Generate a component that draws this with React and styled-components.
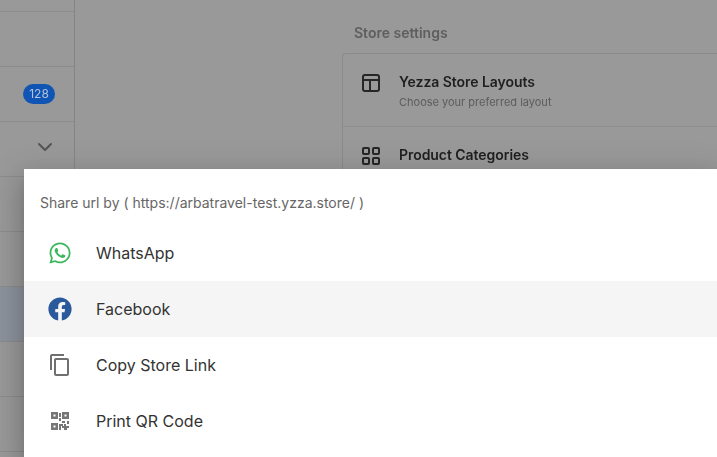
import React from "react";
import styled, { createGlobalStyle } from "styled-components";
import { FaWhatsapp, FaFacebook } from "react-icons/fa";
import { MdOutlineContentCopy } from "react-icons/md";
import { ChevronDown } from "lucide-react";

const GlobalStyle = createGlobalStyle`
  html, body {
    margin: 0;
    height: 100%;
    overflow: hidden;
    font-family: Inter, "Liberation Sans", sans-serif;
  }
`;

// the page behind the sheet is painted in its dimmed colours
const Page = styled.div`
  position: relative;
  width: 717px;
  height: 457px;
  overflow: hidden;
  display: flex;
  background: #999;
`;

const Sidebar = styled.div`
  width: 74px;
  flex: none;
  border-right: 1px solid #858585;
  filter: blur(0.4px);
`;

const SideRow = styled.div`
  box-sizing: border-box;
  height: ${(p) => p.$height || 55}px;
  display: flex;
  align-items: center;
  justify-content: flex-end;
  padding-right: ${(p) => p.$right || 19}px;
  padding-bottom: ${(p) => p.$lift || 0}px;
  border-bottom: 1px solid #8c8c8c;
  background: ${(p) => (p.$active ? "#8d939d" : "transparent")};
`;

const Badge = styled.span`
  width: 32px;
  height: 20px;
  border-radius: 10px;
  background: #1054b4;
  color: #b4c4dc;
  font-size: 12px;
  line-height: 20px;
  text-align: center;
`;

const Main = styled.div`
  flex: 1;
  padding: 24px 0 0 267px;
  min-width: 0;
  filter: blur(0.4px);
`;

const SectionTitle = styled.h2`
  margin: 0 0 11px 12px;
  font-size: 14px;
  line-height: 18px;
  font-weight: 600;
  color: #5e5e5e;
`;

const SettingsCard = styled.div`
  border: 1px solid #8a8a8a;
  border-right: 0;
  border-radius: 4px 0 0 0;
`;

const SettingRow = styled.div`
  box-sizing: border-box;
  height: 73px;
  display: flex;
  gap: 18px;
  padding: 19px 18px;
  border-bottom: 1px solid #8f8f8f;
`;

const SettingIcon = styled.svg`
  width: 20px;
  height: 20px;
  flex: none;
  fill: none;
  stroke: #262626;
  stroke-width: 2;
`;

const SettingTitle = styled.div`
  font-size: 14px;
  line-height: 18px;
  font-weight: 600;
  letter-spacing: -0.05px;
  color: #1f1f1f;
`;

const SettingText = styled.div`
  margin-top: 4px;
  font-size: 11px;
  line-height: 14px;
  color: #5c5c5c;
`;

const Sheet = styled.div`
  position: absolute;
  left: 24px;
  top: 169px;
  right: 0;
  bottom: 0;
  background: #fff;
  box-shadow: 0 8px 10px -5px rgba(0, 0, 0, 0.2),
    0 16px 24px 2px rgba(0, 0, 0, 0.14), 0 6px 30px 5px rgba(0, 0, 0, 0.12);
`;

const SheetTitle = styled.div`
  height: 56px;
  padding: 25px 16px 0;
  box-sizing: border-box;
  font-size: 14px;
  line-height: 17px;
  color: #666;
`;

const ShareRow = styled.div`
  height: 56px;
  display: flex;
  align-items: center;
  gap: 24px;
  padding-left: 24px;
  background: ${(p) => (p.$active ? "#f5f5f5" : "transparent")};
`;

const ShareIcon = styled.span`
  width: 24px;
  height: 24px;
  flex: none;
  display: flex;
  align-items: center;
  justify-content: center;
  color: ${(p) => p.$color};
  font-size: 24px;
`;

const ShareLabel = styled.span`
  font-size: 16px;
  line-height: 20px;
  color: #333;
`;

const QrCode = () => (
  <svg width="24" height="24" viewBox="0 0 24 24" fill="#767676">
    <path d="M3 3h7v7H3zM5.500 5.500v2h2v-2zM14 3h7v7h-7zM16.500 5.500v2h2v-2zM3 14h7v7H3zM5.500 16.500v2h2v-2z" fillRule="evenodd" />
    <path d="M11 4h2v4h-2zM11 9h2v3h-2zM14 12h3v2h-3zM19 12h2v3h-2zM11 15h4v2h-2v4h-2zM16 15h2v2h3v2h-2v2h-3v-2h-2v-2h2z" />
  </svg>
);

export default function App() {
  return (
    <Page>
      <GlobalStyle />
      <Sidebar>
        <SideRow $height={12} />
        <SideRow />
        <SideRow>
          <Badge>128</Badge>
        </SideRow>
        <SideRow $right={17} $lift={4}>
          <ChevronDown size={24} color="#555" strokeWidth={2} />
        </SideRow>
        <SideRow />
        <SideRow />
        <SideRow $active />
        <SideRow />
        <SideRow />
      </Sidebar>
      <Main>
        <SectionTitle>Store settings</SectionTitle>
        <SettingsCard>
          <SettingRow>
            <SettingIcon viewBox="0 0 20 20">
              <rect x="2" y="2" width="16" height="16" rx="2" />
              <path d="M2 7h16M9 7v11" />
            </SettingIcon>
            <div>
              <SettingTitle>Yezza Store Layouts</SettingTitle>
              <SettingText>Choose your preferred layout</SettingText>
            </div>
          </SettingRow>
          <SettingRow>
            <SettingIcon viewBox="0 0 20 20">
              <rect x="2" y="2" width="6" height="6" rx="1" />
              <rect x="12" y="2" width="6" height="6" rx="1" />
              <rect x="2" y="12" width="6" height="6" rx="1" />
              <rect x="12" y="12" width="6" height="6" rx="1" />
            </SettingIcon>
            <div>
              <SettingTitle>Product Categories</SettingTitle>
            </div>
          </SettingRow>
        </SettingsCard>
      </Main>
      <Sheet>
        <SheetTitle>Share url by ( https://arbatravel-test.yzza.store/ )</SheetTitle>
        <ShareRow>
          <ShareIcon $color="#3cb75c"><FaWhatsapp /></ShareIcon>
          <ShareLabel>WhatsApp</ShareLabel>
        </ShareRow>
        <ShareRow $active>
          <ShareIcon $color="#2b5a9c"><FaFacebook /></ShareIcon>
          <ShareLabel>Facebook</ShareLabel>
        </ShareRow>
        <ShareRow>
          <ShareIcon $color="#707070"><MdOutlineContentCopy /></ShareIcon>
          <ShareLabel>Copy Store Link</ShareLabel>
        </ShareRow>
        <ShareRow>
          <ShareIcon><QrCode /></ShareIcon>
          <ShareLabel>Print QR Code</ShareLabel>
        </ShareRow>
      </Sheet>
    </Page>
  );
}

* What is needed *
Filter out every line that lacks the word "components", and copy the rest.

* Correct answer *
Generate a component that draws this with React and styled-components.
import styled, { createGlobalStyle } from "styled-components";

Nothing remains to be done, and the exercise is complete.